§ **Recorded data**
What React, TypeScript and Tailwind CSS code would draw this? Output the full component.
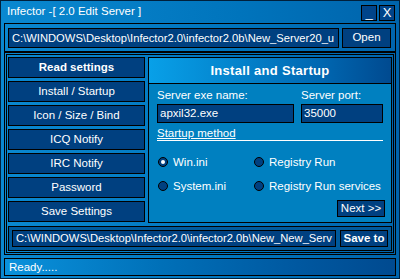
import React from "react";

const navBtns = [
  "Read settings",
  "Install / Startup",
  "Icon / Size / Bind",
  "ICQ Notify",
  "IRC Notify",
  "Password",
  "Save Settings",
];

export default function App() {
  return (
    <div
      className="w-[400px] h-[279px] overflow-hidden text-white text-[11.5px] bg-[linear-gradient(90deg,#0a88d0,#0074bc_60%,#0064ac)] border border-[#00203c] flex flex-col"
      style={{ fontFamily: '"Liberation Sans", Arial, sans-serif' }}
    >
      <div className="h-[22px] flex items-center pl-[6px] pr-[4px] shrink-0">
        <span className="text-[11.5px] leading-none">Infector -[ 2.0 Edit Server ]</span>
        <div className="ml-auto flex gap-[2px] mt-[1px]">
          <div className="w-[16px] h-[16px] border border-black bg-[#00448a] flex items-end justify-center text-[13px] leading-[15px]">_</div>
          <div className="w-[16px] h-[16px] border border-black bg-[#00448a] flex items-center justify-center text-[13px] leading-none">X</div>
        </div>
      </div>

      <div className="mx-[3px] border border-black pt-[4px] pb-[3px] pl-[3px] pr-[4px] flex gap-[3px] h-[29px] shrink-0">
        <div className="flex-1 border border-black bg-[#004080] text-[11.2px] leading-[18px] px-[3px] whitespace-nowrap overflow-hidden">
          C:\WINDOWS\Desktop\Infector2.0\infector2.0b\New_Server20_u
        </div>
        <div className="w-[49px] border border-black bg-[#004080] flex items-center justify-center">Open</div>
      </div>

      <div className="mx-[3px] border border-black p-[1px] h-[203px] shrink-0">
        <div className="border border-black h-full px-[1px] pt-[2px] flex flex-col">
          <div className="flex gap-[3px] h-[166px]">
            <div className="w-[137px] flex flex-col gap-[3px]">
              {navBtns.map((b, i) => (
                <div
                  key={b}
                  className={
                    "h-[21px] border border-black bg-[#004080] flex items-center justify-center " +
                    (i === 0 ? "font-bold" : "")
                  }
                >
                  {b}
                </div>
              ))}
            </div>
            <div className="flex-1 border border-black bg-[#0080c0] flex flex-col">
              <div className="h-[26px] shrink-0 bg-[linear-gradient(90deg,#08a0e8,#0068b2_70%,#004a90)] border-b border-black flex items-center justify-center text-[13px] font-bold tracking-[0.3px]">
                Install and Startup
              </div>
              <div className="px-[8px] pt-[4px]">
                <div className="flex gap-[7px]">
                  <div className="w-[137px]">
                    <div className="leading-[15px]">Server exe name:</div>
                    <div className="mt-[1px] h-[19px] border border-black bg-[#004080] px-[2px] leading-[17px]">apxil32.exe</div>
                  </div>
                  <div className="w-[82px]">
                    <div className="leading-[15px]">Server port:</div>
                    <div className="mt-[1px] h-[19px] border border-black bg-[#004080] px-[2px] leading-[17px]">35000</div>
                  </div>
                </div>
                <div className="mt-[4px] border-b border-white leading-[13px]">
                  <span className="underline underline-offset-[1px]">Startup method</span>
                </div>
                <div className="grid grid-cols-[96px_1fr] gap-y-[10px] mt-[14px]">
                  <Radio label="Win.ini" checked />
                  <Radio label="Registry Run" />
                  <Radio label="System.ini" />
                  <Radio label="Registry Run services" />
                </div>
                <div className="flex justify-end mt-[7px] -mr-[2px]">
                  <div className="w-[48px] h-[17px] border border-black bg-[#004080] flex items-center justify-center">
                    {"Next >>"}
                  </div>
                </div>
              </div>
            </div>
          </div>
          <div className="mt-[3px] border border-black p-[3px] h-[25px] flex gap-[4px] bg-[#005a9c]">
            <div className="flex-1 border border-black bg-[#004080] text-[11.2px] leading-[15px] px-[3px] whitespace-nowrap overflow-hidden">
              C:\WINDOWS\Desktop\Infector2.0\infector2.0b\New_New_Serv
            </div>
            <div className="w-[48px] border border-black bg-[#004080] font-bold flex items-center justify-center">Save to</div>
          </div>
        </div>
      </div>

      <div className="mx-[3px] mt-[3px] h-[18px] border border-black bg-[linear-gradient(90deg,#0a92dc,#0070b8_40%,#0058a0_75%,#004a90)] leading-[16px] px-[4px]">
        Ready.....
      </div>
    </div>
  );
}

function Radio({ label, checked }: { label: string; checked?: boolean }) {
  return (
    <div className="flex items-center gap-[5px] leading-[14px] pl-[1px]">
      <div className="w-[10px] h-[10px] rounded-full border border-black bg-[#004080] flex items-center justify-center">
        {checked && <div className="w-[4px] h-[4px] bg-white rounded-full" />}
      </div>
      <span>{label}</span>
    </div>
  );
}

§ **Objective**
Transcribe all the lines above exactly, apart from the pictures.

§ **Complete response**
What React, TypeScript and Tailwind CSS code would draw this? Output the full component.
import React from "react";

const navBtns = [
  "Read settings",
  "Install / Startup",
  "Icon / Size / Bind",
  "ICQ Notify",
  "IRC Notify",
  "Password",
  "Save Settings",
];

export default function App() {
  return (
    <div
      className="w-[400px] h-[279px] overflow-hidden text-white text-[11.5px] bg-[linear-gradient(90deg,#0a88d0,#0074bc_60%,#0064ac)] border border-[#00203c] flex flex-col"
      style={{ fontFamily: '"Liberation Sans", Arial, sans-serif' }}
    >
      <div className="h-[22px] flex items-center pl-[6px] pr-[4px] shrink-0">
        <span className="text-[11.5px] leading-none">Infector -[ 2.0 Edit Server ]</span>
        <div className="ml-auto flex gap-[2px] mt-[1px]">
          <div className="w-[16px] h-[16px] border border-black bg-[#00448a] flex items-end justify-center text-[13px] leading-[15px]">_</div>
          <div className="w-[16px] h-[16px] border border-black bg-[#00448a] flex items-center justify-center text-[13px] leading-none">X</div>
        </div>
      </div>

      <div className="mx-[3px] border border-black pt-[4px] pb-[3px] pl-[3px] pr-[4px] flex gap-[3px] h-[29px] shrink-0">
        <div className="flex-1 border border-black bg-[#004080] text-[11.2px] leading-[18px] px-[3px] whitespace-nowrap overflow-hidden">
          C:\WINDOWS\Desktop\Infector2.0\infector2.0b\New_Server20_u
        </div>
        <div className="w-[49px] border border-black bg-[#004080] flex items-center justify-center">Open</div>
      </div>

      <div className="mx-[3px] border border-black p-[1px] h-[203px] shrink-0">
        <div className="border border-black h-full px-[1px] pt-[2px] flex flex-col">
          <div className="flex gap-[3px] h-[166px]">
            <div className="w-[137px] flex flex-col gap-[3px]">
              {navBtns.map((b, i) => (
                <div
                  key={b}
                  className={
                    "h-[21px] border border-black bg-[#004080] flex items-center justify-center " +
                    (i === 0 ? "font-bold" : "")
                  }
                >
                  {b}
                </div>
              ))}
            </div>
            <div className="flex-1 border border-black bg-[#0080c0] flex flex-col">
              <div className="h-[26px] shrink-0 bg-[linear-gradient(90deg,#08a0e8,#0068b2_70%,#004a90)] border-b border-black flex items-center justify-center text-[13px] font-bold tracking-[0.3px]">
                Install and Startup
              </div>
              <div className="px-[8px] pt-[4px]">
                <div className="flex gap-[7px]">
                  <div className="w-[137px]">
                    <div className="leading-[15px]">Server exe name:</div>
                    <div className="mt-[1px] h-[19px] border border-black bg-[#004080] px-[2px] leading-[17px]">apxil32.exe</div>
                  </div>
                  <div className="w-[82px]">
                    <div className="leading-[15px]">Server port:</div>
                    <div className="mt-[1px] h-[19px] border border-black bg-[#004080] px-[2px] leading-[17px]">35000</div>
                  </div>
                </div>
                <div className="mt-[4px] border-b border-white leading-[13px]">
                  <span className="underline underline-offset-[1px]">Startup method</span>
                </div>
                <div className="grid grid-cols-[96px_1fr] gap-y-[10px] mt-[14px]">
                  <Radio label="Win.ini" checked />
                  <Radio label="Registry Run" />
                  <Radio label="System.ini" />
                  <Radio label="Registry Run services" />
                </div>
                <div className="flex justify-end mt-[7px] -mr-[2px]">
                  <div className="w-[48px] h-[17px] border border-black bg-[#004080] flex items-center justify-center">
                    {"Next >>"}
                  </div>
                </div>
              </div>
            </div>
          </div>
          <div className="mt-[3px] border border-black p-[3px] h-[25px] flex gap-[4px] bg-[#005a9c]">
            <div className="flex-1 border border-black bg-[#004080] text-[11.2px] leading-[15px] px-[3px] whitespace-nowrap overflow-hidden">
              C:\WINDOWS\Desktop\Infector2.0\infector2.0b\New_New_Serv
            </div>
            <div className="w-[48px] border border-black bg-[#004080] font-bold flex items-center justify-center">Save to</div>
          </div>
        </div>
      </div>

      <div className="mx-[3px] mt-[3px] h-[18px] border border-black bg-[linear-gradient(90deg,#0a92dc,#0070b8_40%,#0058a0_75%,#004a90)] leading-[16px] px-[4px]">
        Ready.....
      </div>
    </div>
  );
}

function Radio({ label, checked }: { label: string; checked?: boolean }) {
  return (
    <div className="flex items-center gap-[5px] leading-[14px] pl-[1px]">
      <div className="w-[10px] h-[10px] rounded-full border border-black bg-[#004080] flex items-center justify-center">
        {checked && <div className="w-[4px] h-[4px] bg-white rounded-full" />}
      </div>
      <span>{label}</span>
    </div>
  );
}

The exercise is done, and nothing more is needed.